Yes, the military acts for society, and the state may argue its responsibility to police its citizens. But where Ambrose recognized that the state can justify defense and Augustine that force may be necessary to achieve "the tranquility of order," Augustine believed that the individual Christian must be faithful to the Gospel, which demanded nonviolence, even to martyrdom. Who, in "Onward Christian Soldiers," even acknowledges that Ciceronian just war theory, from Augustine to George Weigel and Brian Hehir, attempts no Gospel justification? (Jesuit Scripture scholar John McKenzie insisted that there is none.) That Paul VI declared "War no more!" and that John Paul II has yet to see a war in his pontificate that he could approve? Who would guess from these four pieces that before the Constantinian compromise with state power, the Christianity rejected violence as directly contrary to the Gospel's call to unconditional love? That U.S. military might is predicated on nuclear weapons the Church finds immoral and the World Court outlaws?

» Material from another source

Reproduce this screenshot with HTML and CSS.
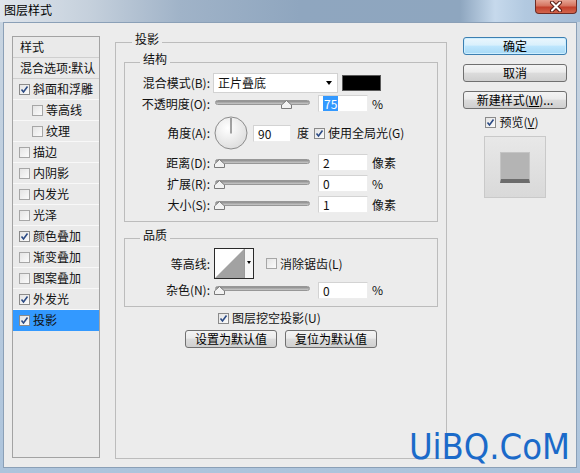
FILE: index.html
```html
<!DOCTYPE html>
<html lang="zh-CN">

<head>
    <meta charset="UTF-8">
    <link rel="stylesheet" href="styles.css">
    <title>图层样式</title>
</head>

<body>
    <div class="window">
        <div class="titlebar">
            <span class="title">图层样式</span>
            <span class="close">
                <svg width="14" height="11" viewBox="0 0 14 11">
                    <path d="M3 1.5l8 8M11 1.5l-8 8" stroke="#5b1d16" stroke-width="4" stroke-linecap="round" />
                    <path d="M3 1.5l8 8M11 1.5l-8 8" stroke="#fff" stroke-width="2" stroke-linecap="round" />
                </svg>
            </span>
        </div>

        <div class="dialog">
            <ul class="styles">
                <li class="head">样式</li>
                <li class="head">混合选项:默认</li>
                <li><span class="cb on"><svg viewBox="0 0 9 9"><path d="M1.5 4.5l2 2.5 4-5.5" /></svg></span>斜面和浮雕</li>
                <li class="sub"><span class="cb"></span>等高线</li>
                <li class="sub"><span class="cb"></span>纹理</li>
                <li><span class="cb"></span>描边</li>
                <li><span class="cb"></span>内阴影</li>
                <li><span class="cb"></span>内发光</li>
                <li><span class="cb"></span>光泽</li>
                <li><span class="cb on"><svg viewBox="0 0 9 9"><path d="M1.5 4.5l2 2.5 4-5.5" /></svg></span>颜色叠加</li>
                <li><span class="cb"></span>渐变叠加</li>
                <li><span class="cb"></span>图案叠加</li>
                <li><span class="cb on"><svg viewBox="0 0 9 9"><path d="M1.5 4.5l2 2.5 4-5.5" /></svg></span>外发光</li>
                <li class="active"><span class="cb on"><svg viewBox="0 0 9 9"><path d="M1.5 4.5l2 2.5 4-5.5" /></svg></span>投影</li>
            </ul>

            <fieldset class="panel">
                <legend>投影</legend>

                <fieldset class="group">
                    <legend>结构</legend>
                    <div class="row">
                        <span class="lbl">混合模式(B):</span>
                        <div class="select">正片叠底<span class="arrow"></span></div>
                        <div class="swatch"></div>
                    </div>
                    <div class="row">
                        <span class="lbl">不透明度(O):</span>
                        <div class="slider">
                            <span class="track"></span>
                            <svg class="thumb" style="left: 67px" width="11" height="9" viewBox="0 0 11 9"><path d="M0.5 8.5V5L5.5 0.5 10.5 5v3.5z" /></svg>
                        </div>
                        <div class="field"><span class="sel">75</span></div>
                        <span class="unit">%</span>
                    </div>
                    <div class="row tall">
                        <span class="lbl">角度(A):</span>
                        <svg class="dial" width="34" height="34" viewBox="0 0 34 34">
                            <defs>
                                <radialGradient id="dialfill" cx="40%" cy="35%" r="70%">
                                    <stop offset="0" stop-color="#ffffff" />
                                    <stop offset="1" stop-color="#dcdcdc" />
                                </radialGradient>
                            </defs>
                            <circle cx="17" cy="17" r="16" fill="url(#dialfill)" stroke="#8c8c8c" />
                            <line x1="17" y1="17.5" x2="17" y2="2" stroke="#4a4a4a" />
                        </svg>
                        <div class="field short">90</div>
                        <span class="unit deg">度</span>
                        <span class="cb on global"><svg viewBox="0 0 9 9"><path d="M1.5 4.5l2 2.5 4-5.5" /></svg></span>
                        <span class="cb-text">使用全局光(G)</span>
                    </div>
                    <div class="row">
                        <span class="lbl">距离(D):</span>
                        <div class="slider"><span class="track"></span><svg class="thumb" width="11" height="9" viewBox="0 0 11 9"><path d="M0.5 8.5V5L5.5 0.5 10.5 5v3.5z" /></svg></div>
                        <div class="field">2</div>
                        <span class="unit">像素</span>
                    </div>
                    <div class="row">
                        <span class="lbl">扩展(R):</span>
                        <div class="slider"><span class="track"></span><svg class="thumb" width="11" height="9" viewBox="0 0 11 9"><path d="M0.5 8.5V5L5.5 0.5 10.5 5v3.5z" /></svg></div>
                        <div class="field">0</div>
                        <span class="unit">%</span>
                    </div>
                    <div class="row">
                        <span class="lbl">大小(S):</span>
                        <div class="slider"><span class="track"></span><svg class="thumb" width="11" height="9" viewBox="0 0 11 9"><path d="M0.5 8.5V5L5.5 0.5 10.5 5v3.5z" /></svg></div>
                        <div class="field">1</div>
                        <span class="unit">像素</span>
                    </div>
                </fieldset>

                <fieldset class="group quality">
                    <legend>品质</legend>
                    <div class="row contour-row">
                        <span class="lbl">等高线:</span>
                        <div class="contour">
                            <svg width="29" height="29" viewBox="0 0 29 29"><polygon points="0,29 29,0 29,29" fill="#a2a2a2" /></svg>
                            <span class="c-drop"><span class="arrow"></span></span>
                        </div>
                        <span class="cb aa"></span>
                        <span class="cb-text">消除锯齿(L)</span>
                    </div>
                    <div class="row noise">
                        <span class="lbl">杂色(N):</span>
                        <div class="slider"><span class="track"></span><svg class="thumb" width="11" height="9" viewBox="0 0 11 9"><path d="M0.5 8.5V5L5.5 0.5 10.5 5v3.5z" /></svg></div>
                        <div class="field">0</div>
                        <span class="unit">%</span>
                    </div>
                </fieldset>

                <div class="knockout">
                    <span class="cb on"><svg viewBox="0 0 9 9"><path d="M1.5 4.5l2 2.5 4-5.5" /></svg></span>
                    <span class="cb-text">图层挖空投影(U)</span>
                </div>
                <div class="defaults">
                    <button class="btn">设置为默认值</button>
                    <button class="btn">复位为默认值</button>
                </div>
            </fieldset>

            <div class="side">
                <button class="btn primary">确定</button>
                <button class="btn">取消</button>
                <button class="btn">新建样式(<u>W</u>)...</button>
                <div class="preview-check">
                    <span class="cb on"><svg viewBox="0 0 9 9"><path d="M1.5 4.5l2 2.5 4-5.5" /></svg></span>
                    <span class="cb-text">预览(<u>V</u>)</span>
                </div>
                <div class="preview">
                    <div class="swatch-preview"></div>
                </div>
            </div>
        </div>

        <div class="watermark">UiBQ.CoM</div>
    </div>
</body>

</html>
```

FILE: styles.css
```css
* {
    margin: 0;
    padding: 0;
    box-sizing: border-box;
}

body {
    width: 580px;
    height: 473px;
    overflow: hidden;
    font-family: "Noto Sans CJK SC", sans-serif;
    font-size: 12px;
    line-height: 14px;
    color: #111;
}

.window {
    position: relative;
    height: 100%;
    display: flex;
    flex-direction: column;
    background: linear-gradient(to bottom, #c9d5e1, #adc4dc);
}

/* title bar */
.titlebar {
    height: 22px;
    display: flex;
    align-items: flex-start;
    background: linear-gradient(90deg, #dfe5ec 0px, #c5d0dc 90px, #a0b3c8 180px, #8fa6bf 300px, #8ea6bf 460px, #c6d9ec 495px, #b2c9e0 525px, #a3bcd6 580px);
}

.title {
    padding-left: 4px;
    line-height: 20px;
    color: #000;
}

.close {
    margin-left: auto;
    margin-right: 3px;
    width: 42px;
    height: 14px;
    display: flex;
    align-items: center;
    justify-content: center;
    border: 1px solid #6e2c25;
    border-top: none;
    border-radius: 0 0 4px 4px;
    background: linear-gradient(to bottom, #e6a494, #d5735f 45%, #c2402c 55%, #d2654c);
}

/* dialog body */
.dialog {
    flex: 1;
    display: flex;
    margin: 0 3px 5px;
    padding: 9px 9px 8px 8px;
    background: #ececec;
    border: 1px solid #8ba0b7;
}

.styles {
    list-style: none;
    width: 88px;
    flex: none;
    margin: 4px 0 1px;
    border: 1px solid #a3a3a3;
    background: #eaeaea;
}

.styles li {
    height: 21px;
    display: flex;
    align-items: center;
    padding-left: 6px;
    white-space: nowrap;
    border-bottom: 1px solid #f8f8f8;
}

.styles li.head {
    padding-left: 7px;
    border-bottom-color: #cfcfcf;
}

.styles li.sub {
    padding-left: 19px;
}

.styles li.active {
    background: #3399ff;
    border-bottom-color: #3399ff;
}

.styles .cb {
    margin-right: 3px;
}

/* checkbox */
.cb {
    display: inline-block;
    flex: none;
    width: 11px;
    height: 11px;
    border: 1px solid #a6a6a6;
    background: linear-gradient(135deg, #e4e4e4, #fbfbfb);
}

.cb.on {
    border-color: #8a8a8a;
}

.cb svg {
    display: block;
    width: 9px;
    height: 9px;
}

.cb path {
    fill: none;
    stroke: #2b4a84;
    stroke-width: 1.6;
}

.cb-text {
    margin-left: 3px;
    white-space: nowrap;
}

/* group boxes */
fieldset {
    min-width: 0;
    border: 1px solid #bcbcbc;
}

legend {
    padding: 0 3px 6px;
    line-height: 14px;
}

.panel {
    flex: 1;
    margin-left: 15px;
    padding: 0 8px;
}

.panel > legend {
    margin-left: 8px;
}

.group {
    padding: 0 0 6px;
}

.group > legend {
    margin-left: 15px;
}

.quality {
    margin-top: 6px;
    padding-bottom: 5px;
}

.row {
    height: 21px;
    display: flex;
    align-items: center;
}

.row.tall {
    height: 38px;
}

.contour-row {
    height: 31px;
}

.row.noise {
    height: 22px;
}

.lbl {
    width: 85px;
    flex: none;
    text-align: right;
    white-space: nowrap;
}

.select {
    width: 125px;
    height: 20px;
    margin-left: 3px;
    padding-left: 4px;
    display: flex;
    align-items: center;
    background: #fff;
    border: 1px solid #d2d2d2;
}

.arrow {
    margin-left: auto;
    margin-right: 5px;
    border-top: 4px solid #000;
    border-left: 3.5px solid transparent;
    border-right: 3.5px solid transparent;
}

.swatch {
    width: 39px;
    height: 16px;
    margin-left: 4px;
    background: #000;
    border: 1px solid #5a5a5a;
}

.slider {
    position: relative;
    width: 101px;
    height: 12px;
    margin-left: 4px;
    flex: none;
}

.track {
    position: absolute;
    left: 1px;
    right: 5px;
    top: 2px;
    height: 5px;
    border-radius: 3px;
    border: 1px solid #979797;
    background: linear-gradient(to bottom, #8c8c8c, #c9c9c9);
}

.thumb {
    position: absolute;
    left: 0;
    top: 2px;
}

.thumb path {
    fill: #f2f2f2;
    stroke: #7a7a7a;
}

.field {
    width: 50px;
    height: 17px;
    margin-left: 3px;
    padding-left: 4px;
    line-height: 15px;
    background: #fff;
    border: 1px solid;
    border-color: #d3d3d3 #ededed #ededed #d3d3d3;
}

.field.short {
    width: 38px;
    margin-left: 5px;
}

.sel {
    display: inline-block;
    padding: 0 1px;
    background: #3399ff;
    color: #fff;
}

.unit {
    margin-left: 4px;
}

.unit.deg {
    margin-left: 6px;
}

.dial {
    margin-left: 4px;
    flex: none;
}

.global {
    margin-left: 5px;
}

.contour {
    width: 40px;
    height: 31px;
    margin-left: 4px;
    display: flex;
    border: 1px solid #2a2a2a;
    background: #fff;
}

.contour svg {
    display: block;
}

.c-drop {
    flex: 1;
    display: flex;
    justify-content: center;
    padding-top: 12px;
    border-left: 1px solid #9a9a9a;
    background: #f6f6f6;
}

.c-drop .arrow {
    margin: 0;
    border-top-width: 3px;
    border-left-width: 2.5px;
    border-right-width: 2.5px;
    height: 0;
}

.aa {
    margin-left: 12px;
}

.knockout {
    height: 20px;
    margin-top: 1px;
    padding-left: 94px;
    display: flex;
    align-items: center;
}

.defaults {
    margin-top: 2px;
    display: flex;
    justify-content: center;
    gap: 8px;
}

/* buttons */
.btn {
    height: 18px;
    font: inherit;
    line-height: 14px;
    color: #000;
    border: 1px solid #707070;
    border-radius: 3px;
    background: linear-gradient(to bottom, #f4f4f4, #ebebeb 45%, #dcdcdc 50%, #cfcfcf);
}

.defaults .btn {
    width: 92px;
}

.side {
    width: 104px;
    flex: none;
    margin: 5px 0 0 16px;
    display: flex;
    flex-direction: column;
}

.side .btn {
    width: 104px;
    margin-bottom: 9px;
}

.btn.primary {
    border-color: #3c7fb1;
    background: linear-gradient(to bottom, #eaf6fd, #d9f0fc 45%, #bee6fd 50%, #a7d9f5);
    box-shadow: inset 0 0 0 1px #cdeeff;
}

.preview-check {
    height: 20px;
    margin-top: -6px;
    display: flex;
    align-items: center;
    justify-content: center;
    padding-right: 6px;
}

.preview {
    width: 62px;
    height: 62px;
    margin: 4px auto 0;
    display: flex;
    align-items: center;
    justify-content: center;
    border: 1px solid #c9c9c9;
    background: linear-gradient(to bottom, #e8e8e8, #d9d9d9);
}

.swatch-preview {
    width: 30px;
    height: 31px;
    border: 1px solid #c4c4c4;
    border-bottom: 4px solid #6c6c6c;
    background: #b4b4b4;
}

.watermark {
    position: absolute;
    right: 10px;
    bottom: 8px;
    font-family: "DejaVu Sans Condensed", "DejaVu Sans", sans-serif;
    font-stretch: condensed;
    font-size: 36px;
    line-height: 36px;
    color: #1b6ac9;
}
```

Instead of honoring Presidents who are war criminals and agents of Empire, Notre Dame should be celebrating successful nonviolent conflict resolution, such as the Filipino ouster of Marcos, and often heroic and life-sacrificing resistance to the global economy's corporate war on the poor -- which would bring Bishop Samuel Ruiz Garcia to campus as a commencement speaker graduates might recognize as a witness for faith.

William H. Slavick '49, '51M.A., '71PhD.
Portland, Maine

(Prof. Slavick is author of the war and peace chapter in Rome Has Spoken.)